9.30PM September 1st 1983 – Chas and Dave defect to the Beeb
8.45PM January 9th 1985 – Prunella Gee takes six Valium and collapses into Penelope Keith’s fireplace
The middle class mid-life crisis sitcom was the bane of ITV in particular during the 1980s – Holding the Fort, Pig in the Middle, It Takes a Worried Man, Chintz… chock full of bittersweet one-liners about mortgage arrears, sad-eyed faces peering forlornly across the breakfast table over unfurled gas bills, and balding character actors in cardigans sighing heavily by the hall table. There was obviously a market for this sort of thing, though God knows where it lived. The apotheosis of the glum genre has to be Moving, a none-more-1985 series about well-to-do couple Penelope Keith and – Mr Radio Four light drama himself – Ronald Pickup, er, trying to move house. Well, it’s the third most traumatic event in one’s life, you know. And, judging by this series, about the 675th funniest. But this was different from all the others, as it was a bit – whisper it – ‘dark’, featuring no studio audience and a sub-plot about Keith’s sister – the great Ms Gee – being a Valium addict, hence the above laugh-free faint into the commercial break during the first episode. No Christmas special followed.
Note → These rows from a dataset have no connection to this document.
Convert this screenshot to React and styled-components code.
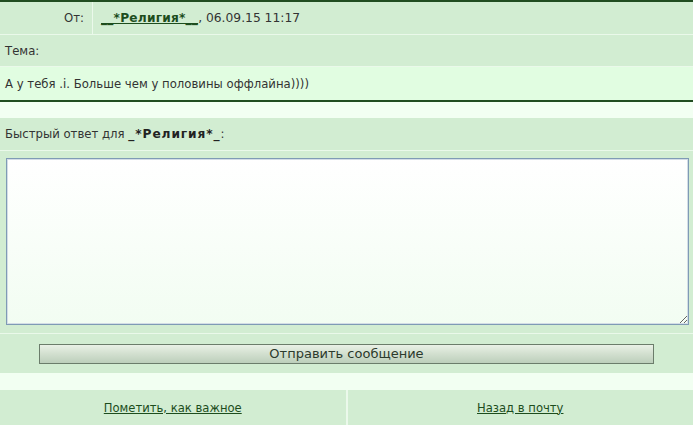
import styled, { createGlobalStyle } from 'styled-components';

const GlobalStyle = createGlobalStyle`
	html, body {
		margin: 0;
		padding: 0;
		background: #f0fff0;
	}
	body {
		font-family: Tahoma, "DejaVu Sans", Verdana, sans-serif;
		font-size: 11.7px;
		color: #333333;
	}
`;

const Page = styled.div`
	width: 693px;
	height: 425px;
	overflow: hidden;
	background: #f2fff2;
	display: flex;
	flex-direction: column;
`;

const Header = styled.div`
	border-top: 2px solid #214d21;
	border-bottom: 2px solid #214d21;
	display: flex;
	flex-direction: column;
`;

const Row = styled.div`
	display: flex;
	align-items: center;
	height: ${p => p.$h || 32}px;
	background: ${p => (p.$light ? '#e1fde1' : '#d2edd2')};
	border-bottom: ${p => (p.$line ? '1px solid #eaf9ea' : 'none')};
	padding: ${p => (p.$cells ? '0' : '0 5px')};
`;

const LabelCell = styled.div`
	width: 84px;
	height: 100%;
	display: flex;
	align-items: center;
	justify-content: flex-end;
	padding-right: 8px;
	border-right: 1px solid #ebf9eb;
`;

const ValueCell = styled.div`
	flex: 1;
	padding-left: 8px;
	font-size: 12.3px;
`;

const Author = styled.a`
	color: #1d4d1d;
	font-weight: bold;
	font-size: 12.2px;
	letter-spacing: 0.2px;
	text-decoration: underline;
	cursor: pointer;
`;

const Strong = styled.b`
	color: #222222;
	font-size: 12.2px;
	letter-spacing: 0.9px;
`;

const Gap = styled.div`
	height: ${p => p.$h}px;
	background: #f2fff2;
`;

const ReplyArea = styled.div`
	background: #d2edd2;
	padding: 7px 5px 8px 6px;
	border-bottom: 1px solid #eaf9ea;
`;

const TextBox = styled.textarea`
	display: block;
	box-sizing: border-box;
	width: 683px;
	height: 167px;
	border: 1px solid #7f9bb5;
	box-shadow: inset 0 0 0 1px #d3dde6;
	background: linear-gradient(180deg, #ffffff 0%, #f2fdf2 100%);
	resize: both;
	outline: none;
	font-family: inherit;
	font-size: 12px;
`;

const ButtonRow = styled.div`
	height: 39px;
	background: #d2edd2;
	display: flex;
	align-items: center;
	padding-left: 39px;
`;

const SendButton = styled.button`
	width: 615px;
	height: 20px;
	box-sizing: border-box;
	border: 1px solid #6b7d6b;
	background: linear-gradient(180deg, #e9f1e6 0%, #d2dfcf 50%, #bccfbb 100%);
	font-family: inherit;
	font-size: 13px;
	color: #2c3a2c;
	padding: 0;
	cursor: pointer;
`;

const Footer = styled.div`
	display: flex;
	height: 35px;
	background: #d2edd2;
`;

const FooterCell = styled.div`
	flex: 1;
	display: flex;
	align-items: center;
	justify-content: center;
	border-left: ${p => (p.$sep ? '2px solid #ebf9eb' : 'none')};
`;

const FooterLink = styled.a`
	color: #1d4d1d;
	font-size: 11.6px;
	text-decoration: underline;
	cursor: pointer;
`;

export default function App() {
	return (
		<Page>
			<GlobalStyle />
			<Header>
				<Row $cells $line $h={32}>
					<LabelCell>От:</LabelCell>
					<ValueCell>
						<Author>__*Религия*__</Author>, 06.09.15 11:17
					</ValueCell>
				</Row>
				<Row $line $h={31}>Тема:</Row>
				<Row $light $h={33}>А у тебя .i. Больше чем у половины оффлайна))))</Row>
			</Header>
			<Gap $h={16} />
			<Row $line $h={32}>
				<span>
					Быстрый ответ для <Strong>_*Религия*_</Strong>:
				</span>
			</Row>
			<ReplyArea>
				<TextBox />
			</ReplyArea>
			<ButtonRow>
				<SendButton>Отправить сообщение</SendButton>
			</ButtonRow>
			<Gap $h={17} />
			<Footer>
				<FooterCell>
					<FooterLink>Пометить, как важное</FooterLink>
				</FooterCell>
				<FooterCell $sep>
					<FooterLink>Назад в почту</FooterLink>
				</FooterCell>
			</Footer>
		</Page>
	);
}
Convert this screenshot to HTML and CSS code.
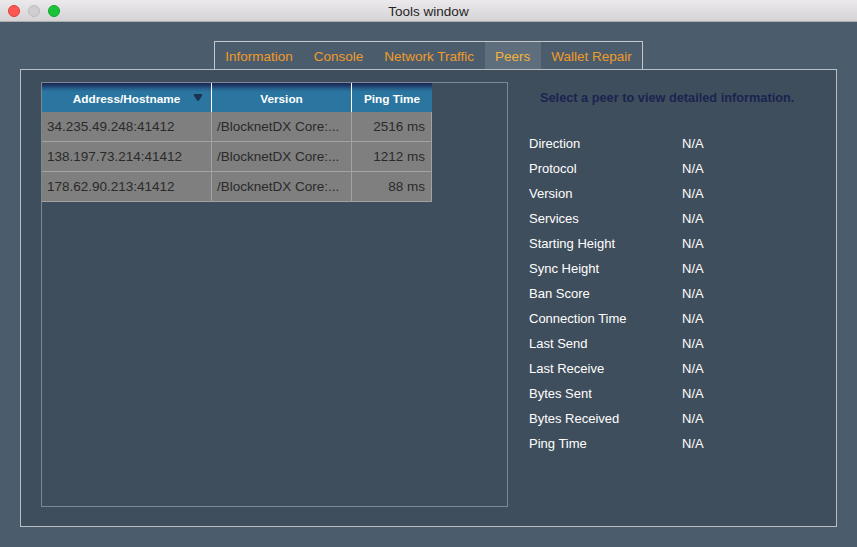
FILE: index.html
```html
<!DOCTYPE html>
<html>
<head>
<meta charset="utf-8">
<link rel="stylesheet" href="styles.css">
</head>
<body>
<div class="window">
  <div class="titlebar">
    <div class="lights">
      <span class="light red"></span>
      <span class="light gray"></span>
      <span class="light green"></span>
    </div>
    <div class="title">Tools window</div>
  </div>
  <div class="main">
    <div class="tabs">
      <div class="tab">Information</div>
      <div class="tab">Console</div>
      <div class="tab">Network Traffic</div>
      <div class="tab active">Peers</div>
      <div class="tab">Wallet Repair</div>
    </div>
    <div class="panel">
      <div class="tablebox">
        <div class="grid">
          <div class="th c1">Address/Hostname<svg class="sort" width="8" height="7" viewBox="0 0 8 7"><path d="M0 0H8V2L4.5 7H3.5L0 2Z" fill="#1c3350"/></svg></div>
          <div class="th c2">Version</div>
          <div class="th c3">Ping Time</div>

          <div class="td c1">34.235.49.248:41412</div>
          <div class="td c2">/BlocknetDX Core:...</div>
          <div class="td c3 num">2516 ms</div>

          <div class="td c1">138.197.73.214:41412</div>
          <div class="td c2">/BlocknetDX Core:...</div>
          <div class="td c3 num">1212 ms</div>

          <div class="td c1">178.62.90.213:41412</div>
          <div class="td c2">/BlocknetDX Core:...</div>
          <div class="td c3 num">88 ms</div>
        </div>
      </div>
      <div class="details">
        <div class="hint">Select a peer to view detailed information.</div>
        <div class="props">
          <div class="k">Direction</div><div class="v">N/A</div>
          <div class="k">Protocol</div><div class="v">N/A</div>
          <div class="k">Version</div><div class="v">N/A</div>
          <div class="k">Services</div><div class="v">N/A</div>
          <div class="k">Starting Height</div><div class="v">N/A</div>
          <div class="k">Sync Height</div><div class="v">N/A</div>
          <div class="k">Ban Score</div><div class="v">N/A</div>
          <div class="k">Connection Time</div><div class="v">N/A</div>
          <div class="k">Last Send</div><div class="v">N/A</div>
          <div class="k">Last Receive</div><div class="v">N/A</div>
          <div class="k">Bytes Sent</div><div class="v">N/A</div>
          <div class="k">Bytes Received</div><div class="v">N/A</div>
          <div class="k">Ping Time</div><div class="v">N/A</div>
        </div>
      </div>
    </div>
  </div>
</div>
</body>
</html>
```

FILE: styles.css
```css
* { box-sizing: border-box; }
html, body {
  margin: 0;
  padding: 0;
  background: #4b5d6c;
}
body {
  font-family: "Liberation Sans", Arial, sans-serif;
  font-size: 13px;
}
.window {
  width: 857px;
  height: 547px;
  background: #4b5d6c;
  display: flex;
  flex-direction: column;
}
.titlebar {
  height: 22px;
  flex: none;
  position: relative;
  background: linear-gradient(#ebe9eb, #d5d3d5);
  border-bottom: 1px solid #aeadae;
  display: flex;
  align-items: center;
  justify-content: center;
}
.lights {
  position: absolute;
  left: 8px;
  top: 5px;
  display: flex;
  gap: 8px;
}
.light {
  width: 12px;
  height: 12px;
  border-radius: 50%;
  display: block;
}
.red { background: #fc5753; border: 1px solid #df3e3a; }
.gray { background: #d0cfd0; border: 1px solid #bcbbbc; }
.green { background: #1bc33b; border: 1px solid #12a52c; }
.title {
  color: #262626;
  font-size: 13.5px;
  padding-top: 1px;
}
.main {
  padding: 19px 20px 0 20px;
  display: flex;
  flex-direction: column;
  align-items: center;
}
.tabs {
  display: flex;
  height: 28px;
  border: 1px solid #c4c8cc;
  border-bottom: none;
  padding: 0;
  position: relative;
  z-index: 1;
}
.tab {
  color: #f09a2a;
  padding: 0 10.5px;
  display: flex;
  align-items: center;
  height: 27px;
  font-size: 13.5px;
  padding-top: 1px;
}
.tab.active {
  background: #5f6e7c;
  color: #f3b33a;
}
.panel {
  align-self: stretch;
  height: 458px;
  border: 1px solid #b9bec4;
  background: #3f4e5c;
  padding: 12px 0 0 20px;
  display: flex;
}
.tablebox {
  width: 467px;
  height: 425px;
  border: 1px solid #7c8893;
  flex: none;
}
.grid {
  display: grid;
  grid-template-columns: 169px 140px 81px;
  width: 391px;
}
.th {
  height: 29px;
  background: linear-gradient(#1a2552 0px, #1f3f6e 3px, #26648f 6px, #2a76a0 9px, #2a76a0 100%);
  color: #fff;
  font-weight: bold;
  font-size: 11.8px;
  display: flex;
  align-items: center;
  justify-content: center;
  padding-top: 2px;
  position: relative;
  border-left: 1px solid #ffffff;
}
.th.c1 { border-left: none; }
.sort {
  position: absolute;
  left: 152px;
  top: 11px;
}
.td {
  height: 30px;
  background: #7f7f7f;
  color: #2a2a2a;
  font-size: 13.5px;
  display: flex;
  align-items: center;
  padding: 0 6px 0 5px;
  border-bottom: 1px solid #a3a3a3;
  border-left: 1px solid #a3a3a3;
  white-space: nowrap;
  overflow: hidden;
}
.td.c1 { border-left: none; }
.td.c3 { border-right: 1px solid #a3a3a3; }
.td.num { justify-content: flex-end; }
.details {
  flex: 1;
  padding: 8px 0 0 21px;
}
.hint {
  color: #1b2350;
  font-weight: bold;
  font-size: 12.75px;
  padding-left: 11px;
  height: 17px;
}
.props {
  margin-top: 29px;
  display: grid;
  grid-template-columns: 153px auto;
  grid-auto-rows: 25px;
  color: #ffffff;
  font-size: 13px;
}
```
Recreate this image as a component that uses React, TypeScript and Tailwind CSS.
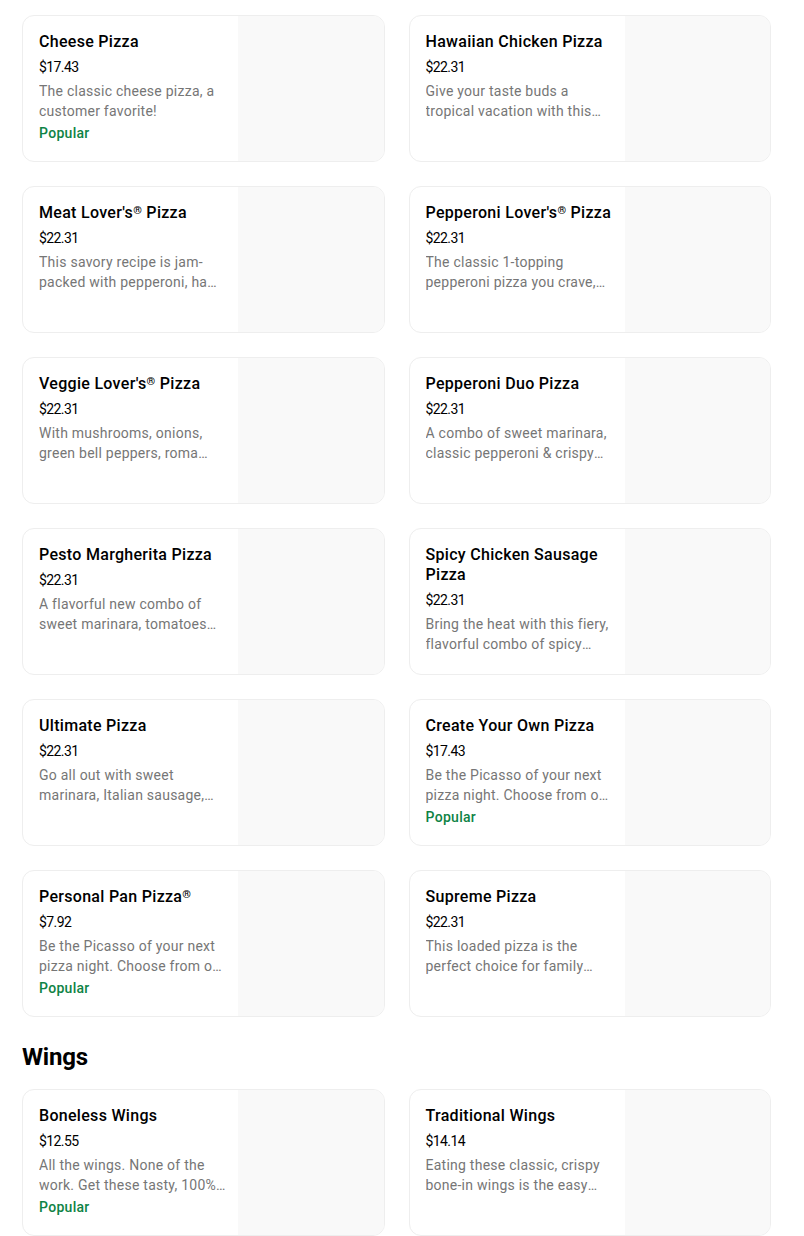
import React from "react";

type Item = { name: string; price: string; desc: string; popular?: boolean };

const pizzas: Item[] = [
  { name: "Cheese Pizza", price: "$17.43", desc: "The classic cheese pizza, a customer favorite!", popular: true },
  { name: "Hawaiian Chicken Pizza", price: "$22.31", desc: "Give your taste buds a tropical vacation with this pizza loaded with grilled chicken, pineapple and more." },
  { name: "Meat Lover's® Pizza", price: "$22.31", desc: "This savory recipe is jam-packed with pepperoni, ham, beef, pork sausage and bacon." },
  { name: "Pepperoni Lover's® Pizza", price: "$22.31", desc: "The classic 1-topping pepperoni pizza you crave, with extra pepperoni." },
  { name: "Veggie Lover's® Pizza", price: "$22.31", desc: "With mushrooms, onions, green bell peppers, roma tomatoes and black olives." },
  { name: "Pepperoni Duo Pizza", price: "$22.31", desc: "A combo of sweet marinara, classic pepperoni & crispy cupped pepperoni." },
  { name: "Pesto Margherita Pizza", price: "$22.31", desc: "A flavorful new combo of sweet marinara, tomatoes and basil pesto drizzle." },
  { name: "Spicy Chicken Sausage Pizza", price: "$22.31", desc: "Bring the heat with this fiery, flavorful combo of spicy chicken sausage." },
  { name: "Ultimate Pizza", price: "$22.31", desc: "Go all out with sweet marinara, Italian sausage, pepperoni and more." },
  { name: "Create Your Own Pizza", price: "$17.43", desc: "Be the Picasso of your next pizza night. Choose from our crusts, sauces and toppings.", popular: true },
  { name: "Personal Pan Pizza®", price: "$7.92", desc: "Be the Picasso of your next pizza night. Choose from our toppings.", popular: true },
  { name: "Supreme Pizza", price: "$22.31", desc: "This loaded pizza is the perfect choice for family night." },
];

const wings: Item[] = [
  { name: "Boneless Wings", price: "$12.55", desc: "All the wings. None of the work. Get these tasty, 100% white meat wings.", popular: true },
  { name: "Traditional Wings", price: "$14.14", desc: "Eating these classic, crispy bone-in wings is the easy choice." },
];

function Name({ text }: { text: string }) {
  const parts = text.split("®");
  return (
    <>
      {parts.map((p, i) => (
        <React.Fragment key={i}>
          {p}
          {i < parts.length - 1 && (
            <span className="relative -top-[4px] text-[11px] leading-none">®</span>
          )}
        </React.Fragment>
      ))}
    </>
  );
}

function Card({ item }: { item: Item }) {
  return (
    <div className="flex h-[147px] overflow-hidden rounded-xl border border-[#eeeeee] bg-white">
      <div className="flex w-[215px] shrink-0 flex-col pl-4 pr-3 pt-4">
        <div className="h-auto text-[16px] font-medium leading-5 tracking-[0.3px] text-black">
          <Name text={item.name} />
        </div>
        <div className="mt-[5px] text-[14px] leading-5 tracking-[-0.6px] text-black">{item.price}</div>
        <div className="mt-1 line-clamp-2 text-[14px] leading-5 tracking-[0.25px] text-[#767676]">{item.desc}</div>
        {item.popular && (
          <div className="mt-[2px] text-[14px] font-medium leading-5 tracking-[0.3px] text-[#0e8345]">Popular</div>
        )}
      </div>
      <div className="flex-1 bg-[#f9f9f9]" />
    </div>
  );
}

export default function App() {
  return (
    <div
      className="min-h-[1236px] bg-white pl-[22px] pr-[33px] pt-[15px]"
      style={{ fontFamily: "Roboto, 'Liberation Sans', sans-serif" }}
    >
      <div className="grid grid-cols-2 gap-x-6 gap-y-6">
        {pizzas.map((p) => (
          <Card key={p.name} item={p} />
        ))}
      </div>
      <h2 className="mb-4 mt-6 text-[24px] font-bold leading-8 tracking-[-0.2px] text-black">Wings</h2>
      <div className="grid grid-cols-2 gap-x-6 gap-y-6">
        {wings.map((p) => (
          <Card key={p.name} item={p} />
        ))}
      </div>
    </div>
  );
}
8.30PM September 3rd 1986 – Tripper’s Day becomes Slinger’s Day
The original was bad enough: what turned out to be Leonard Rossiter’s final TV outing as the bowler-hatted manager of a supermarket which made Store Wars in Whizzer and Chips comic look like the height of social realism. Even the set looked hopelessly fake – quite an achievement, as the interior of a supermarket is possibly the one real life location that looks exactly like a studio set in the first place. After Rossiter’s untimely death halfway through the screening of a second series that existed on the strength of his name alone, Thames madly decided the original premise was worth resurrecting on its own terms. Madder still, they picked Bruce Forsyth as Rossiter’s replacement. Forsyth’s acting skills, while not to be entirely dismissed, are perhaps the least important part of his formidable showbiz arsenal, and indeed, here he’s constantly trying to turn a straight-down-the-middle sitcom into something approaching the light entertainment spectaculars he’d been hankering after since the overstuffed Bruce’s Big Night slipped in a puddle and fell on its arse in front of the entire nation. You Bet! would eventually let him work his passage back from Play Your Cards Right purgatory, but not before Bruce had suffered through two helpings of this, and an ill-fated attempt to break America with Bill Grundy-produced game show Hot Streak, a televised mix of Articulate and Chinese Whispers which didn’t take but did briefly get whooping Stateside audiences joining in with the ‘nice to see you’ catchphrase, which must count for something.
10.30PM July 3rd 1988 – ITV knocks satirical sitcoms on the head
1988 saw a lot of long-standing British comedy traditions come to an end. The Grumbleweeds breathed their last, on telly at least, meaning an end to people going ‘rattle rattle, jewellery jewellery’ and Bertice Reading trying to sing Stormy Weather with a straight face while ‘the lads’ prannied about behind her with air horns and gorilla suits. Fresh Fields was remade and remodelled as French Fields, with Sonia jettisoned, an accordion stuck on the theme tune and a string of garlic stuck on the set. And Central finally stopped repeating The Gaffer. For shame! Arguably even more tragic was the end of several years of satirical sitcoms which used to alternate with Spitting Image in ITV’s 10PM ‘naughty’ slot, of which the greatest was surely Hot Metal, the manic tabloid newspaper romp with Robert Hardy in dual roles and Alan Price on vibes. Slightly less majestic but still great was Room at the Bottom, the story of put-upon light entertainment producer James Bolam, suffering at the sadistic hands of controller Keith Barron. When the second series of that came to a close, nothing worth mentioning really took its place, and though Spitting Image carried on a few more years, Sunday night appointment TV never really recovered.
10PM October 27th 1996 – Sometime, Never
And this is the sort of stuff that replaced it: a sitcom built, if you please, around the Philadelphia Girls, aka Sara Crowe and Ann Bryson, whose ditzy office temps of the sing-song estuary voices and the unhealthy obsession with that rubbery cheese spread that always smelt faintly of tarmac evoke the mid-1990s more completely than any Britpop mix tape or clip of John Major talking about cricket and parsnips. Amazingly, they were given two cracks at TV stardom off the back of those – in 1995 Channel Four stuck them behind desks for sixthirtysomething, an early evening round up of celebrity news delivered in tones of mild sarcasm, which was something fresh and original at the time, and not, as it is now, the unappetising gruel making up 80% of all telly ever. Then came this, a rather less original sitcom where the pair swapped run-of-the-mill observations on the tribulations of being the wrong side of thirty over a bottle of cooking sherry. After that: nothing. Funny, that.